Spin-Current Oscillations in Diluted Magnetic Semiconductor Multibarrier GaMnAs/GaAs: Role of Temperature and Bias Voltage

Abstract

This paper has studied the electronic properties of multi-diluted magnetic semiconductor (DMS) layers Ga(1 − x)MnxAs interposed between nonmagnetic GaAs layers. The asymmetry of confining potential on the transmission coefficient by tuning the temperature and the size of the (DMS) layers was discussed. The diluted magnetic layers Ga(1 − x)MnxAs behave as barriers for spin-up holes and quantum wells for spin-down holes. Furthermore, we have addressed the impact of an applied bias voltage and the temperature on the variation of the spin-polarization and spin current densities. Our findings reveal that the transmission coefficients present an oscillating behavior due to the resonant states and strongly depend on the temperature of the system and the number of magnetic layers.
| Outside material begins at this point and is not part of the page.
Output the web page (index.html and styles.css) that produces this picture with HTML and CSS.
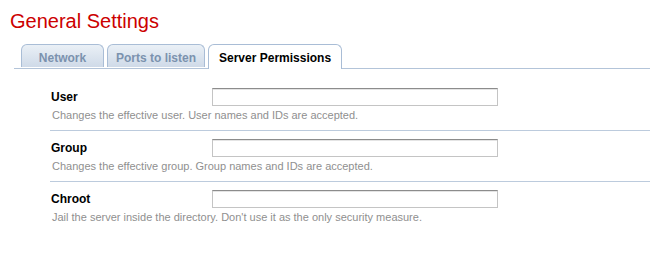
FILE: index.html
```html
<!DOCTYPE html>
<html lang="en">
<head>
  <meta charset="UTF-8">
  <title>General Settings</title>
  <link rel="stylesheet" href="styles.css">
</head>
<body>
  <h1>General Settings</h1>
  <ul class="tabs">
    <li><a href="#">Network</a></li>
    <li><a href="#">Ports to listen</a></li>
    <li class="active"><a href="#">Server Permissions</a></li>
  </ul>
  <form class="settings">
    <div class="row">
      <div class="line">
        <label for="user">User</label>
        <input type="text" id="user" name="user" />
      </div>
      <p class="help">Changes the effective user. User names and IDs are accepted.</p>
    </div>
    <div class="row">
      <div class="line">
        <label for="group">Group</label>
        <input type="text" id="group" name="group" />
      </div>
      <p class="help">Changes the effective group. Group names and IDs are accepted.</p>
    </div>
    <div class="row last">
      <div class="line">
        <label for="chroot">Chroot</label>
        <input type="text" id="chroot" name="chroot" />
      </div>
      <p class="help">Jail the server inside the directory. Don't use it as the only security measure.</p>
    </div>
  </form>
</body>
</html>
```
FILE: styles.css
```css
body {
  margin: 0;
  background: #fff;
  font-family: 'Liberation Sans', Arial, sans-serif;
  color: #000;
}
h1 {
  margin: 9px 0 0 10px;
  font-size: 20px;
  line-height: 24px;
  font-weight: normal;
  color: #cc0000;
}
.tabs {
  list-style: none;
  display: flex;
  gap: 3px;
  margin: 11px 0 0 14px;
  padding: 0 0 0 7px;
  border-bottom: 1px solid #b3c4d9;
  height: 24px;
}
.tabs li {
  min-width: 83px;
  height: 23px;
  box-sizing: border-box;
  border: 1px solid #a9bdd6;
  border-bottom: none;
  border-radius: 6px 6px 0 0;
  background: linear-gradient(#eaf0f6, #cfdae8);
  text-align: center;
}
.tabs li a {
  display: block;
  padding: 2px 8px 0;
  line-height: 22px;
  font-size: 12px;
  font-weight: bold;
  color: #7b92ae;
  text-decoration: none;
}
.tabs li.active {
  height: 25px;
  background: #fff;
}
.tabs li.active a {
  padding: 2px 10px 0;
  color: #000;
}
.settings {
  margin: 0 0 0 50px;
  padding-top: 11px;
}
.row {
  padding: 8px 0 8px 0;
  border-bottom: 1px solid #bccbdd;
}
.row.last {
  border-bottom: none;
}
.line {
  display: flex;
  align-items: center;
  height: 18px;
}
.line label {
  width: 162px;
  padding-left: 1px;
  box-sizing: border-box;
  font-size: 12px;
  font-weight: bold;
}
.line input {
  width: 286px;
  height: 18px;
  box-sizing: border-box;
  margin: 0;
  padding: 1px 3px;
  border: 1px solid #c4c4c4;
  border-top-color: #8c8c8c;
  box-shadow: inset 0 1px 0 #e4e4e4;
  background: #fff;
  font-size: 12px;
}
.help {
  margin: 2px 0 0 2px;
  font-size: 11px;
  line-height: 14px;
  color: #8f8f8f;
}
```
Furthermore, the obtained results demonstrated that the number of these states is multiplied by augmenting the magnetic layers. Moreover, we demonstrate that the asymmetric structure presents a completely different transmission of holes than the symmetric structure. Furthermore, the negative differential resistance (NDR) is demonstrated in the current density variations. Especially, this (NDR) was more intense for spin-up holes than spin-down holes. The findings in the present paper can be useful in manufacturing spin-filters by adjusting the values of the temperature and the external voltages.